Despite her career spanning a quarter of a century, Pauline admits that she has experienced uncertainty.

I’ve been ticking along, never giving up, although as every actor will tell you, I’ve had many dark nights of the soul, jealously looking at friends and family who have job/financial security and pensions and other ‘grown-up’ stuff like that, wondering if I should have just jacked it all in long go.

“It’s a tough career, there is absolutely no doubt about that, and when I say tough I don’t just mean the constant rejection.

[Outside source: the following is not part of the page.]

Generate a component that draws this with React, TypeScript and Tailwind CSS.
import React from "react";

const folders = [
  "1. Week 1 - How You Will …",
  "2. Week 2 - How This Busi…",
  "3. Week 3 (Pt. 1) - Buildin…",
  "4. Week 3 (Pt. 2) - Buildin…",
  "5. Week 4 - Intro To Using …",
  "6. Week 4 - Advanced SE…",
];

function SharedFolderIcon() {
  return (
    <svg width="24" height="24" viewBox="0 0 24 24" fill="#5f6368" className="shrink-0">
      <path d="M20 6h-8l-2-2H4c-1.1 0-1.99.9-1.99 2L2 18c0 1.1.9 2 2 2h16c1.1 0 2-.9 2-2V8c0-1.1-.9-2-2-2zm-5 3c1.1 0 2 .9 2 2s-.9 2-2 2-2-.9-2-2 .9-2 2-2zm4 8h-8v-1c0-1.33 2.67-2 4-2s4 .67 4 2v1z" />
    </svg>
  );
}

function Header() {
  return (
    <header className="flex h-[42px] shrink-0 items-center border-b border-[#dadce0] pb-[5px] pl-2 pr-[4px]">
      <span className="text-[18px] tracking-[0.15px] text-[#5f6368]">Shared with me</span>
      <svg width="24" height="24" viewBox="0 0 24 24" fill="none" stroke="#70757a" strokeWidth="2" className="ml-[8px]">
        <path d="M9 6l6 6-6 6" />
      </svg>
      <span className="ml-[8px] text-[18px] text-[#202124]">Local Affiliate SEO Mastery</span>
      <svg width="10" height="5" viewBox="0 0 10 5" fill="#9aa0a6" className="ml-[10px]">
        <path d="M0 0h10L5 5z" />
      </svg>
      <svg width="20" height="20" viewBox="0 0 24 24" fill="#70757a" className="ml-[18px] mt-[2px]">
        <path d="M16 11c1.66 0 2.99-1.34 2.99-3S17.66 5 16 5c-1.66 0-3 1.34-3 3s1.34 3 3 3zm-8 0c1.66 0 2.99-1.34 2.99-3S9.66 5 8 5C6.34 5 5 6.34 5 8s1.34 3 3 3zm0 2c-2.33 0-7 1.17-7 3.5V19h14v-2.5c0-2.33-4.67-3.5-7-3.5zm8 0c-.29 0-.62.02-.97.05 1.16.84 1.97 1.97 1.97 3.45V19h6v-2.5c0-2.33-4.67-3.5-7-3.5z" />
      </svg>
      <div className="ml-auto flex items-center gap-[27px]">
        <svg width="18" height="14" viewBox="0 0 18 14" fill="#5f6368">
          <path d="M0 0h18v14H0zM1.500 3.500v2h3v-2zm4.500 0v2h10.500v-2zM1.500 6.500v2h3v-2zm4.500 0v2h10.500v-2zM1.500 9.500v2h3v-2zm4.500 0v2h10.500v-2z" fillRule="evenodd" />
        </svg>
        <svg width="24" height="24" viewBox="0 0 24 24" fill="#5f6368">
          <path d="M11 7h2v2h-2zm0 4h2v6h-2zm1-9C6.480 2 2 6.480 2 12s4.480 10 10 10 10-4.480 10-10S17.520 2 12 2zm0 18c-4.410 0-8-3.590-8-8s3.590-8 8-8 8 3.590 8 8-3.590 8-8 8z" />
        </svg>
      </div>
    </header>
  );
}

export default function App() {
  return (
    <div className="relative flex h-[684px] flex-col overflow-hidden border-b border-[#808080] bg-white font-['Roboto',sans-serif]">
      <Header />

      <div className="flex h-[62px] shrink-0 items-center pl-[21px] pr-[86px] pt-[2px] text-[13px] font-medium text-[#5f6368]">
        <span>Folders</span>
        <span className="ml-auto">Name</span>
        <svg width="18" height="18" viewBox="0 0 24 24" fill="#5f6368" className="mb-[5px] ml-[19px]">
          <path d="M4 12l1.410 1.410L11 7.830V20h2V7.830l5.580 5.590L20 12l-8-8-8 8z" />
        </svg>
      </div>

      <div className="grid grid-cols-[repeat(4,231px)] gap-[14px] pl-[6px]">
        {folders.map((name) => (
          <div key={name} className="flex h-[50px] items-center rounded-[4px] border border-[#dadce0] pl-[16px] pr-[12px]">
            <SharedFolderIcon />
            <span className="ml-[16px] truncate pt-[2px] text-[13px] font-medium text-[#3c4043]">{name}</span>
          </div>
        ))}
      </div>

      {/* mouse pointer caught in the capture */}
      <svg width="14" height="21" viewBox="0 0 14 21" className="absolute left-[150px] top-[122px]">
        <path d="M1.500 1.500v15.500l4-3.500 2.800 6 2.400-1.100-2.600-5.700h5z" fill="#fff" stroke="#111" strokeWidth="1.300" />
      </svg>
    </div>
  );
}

I mean that even when you are lucky enough to land that coveted role – after you’ve learned the lines, researched the role, persuaded an actor friend or, worst case scenario, reluctant husband to read in the other role for you, set up your home studio in the corner of your bedroom and filmed your self-tape audition, gone up to Dublin or over to London (at your own expense) for the in-person audition, back again for the recall audition – unfortunately, unless it’s Hollywood calling the rewards are meagre, especially if you are an actor living in Ireland.”

Actors’ union, Irish Equity, she points out, have just handed a petition into the government trying to make them aware of the unequal treatment of actors living in Ireland and looking for ‘assurance that Irish performers will not be subject to lesser terms and conditions regarding their intellectual property rights than international performers in similar roles when employed on the same project receiving Section 481 funding’.

“It’s an absolutely shocking state of affairs. But when I think seriously about giving up, and I have, I become completely depressed and hopeless, thinking I’ve wasted my life. 

If I can’t act then I don’t want to do anything. I hope I don’t sound cocky or egotistical or just downright corny, but I feel it is what I was born to do.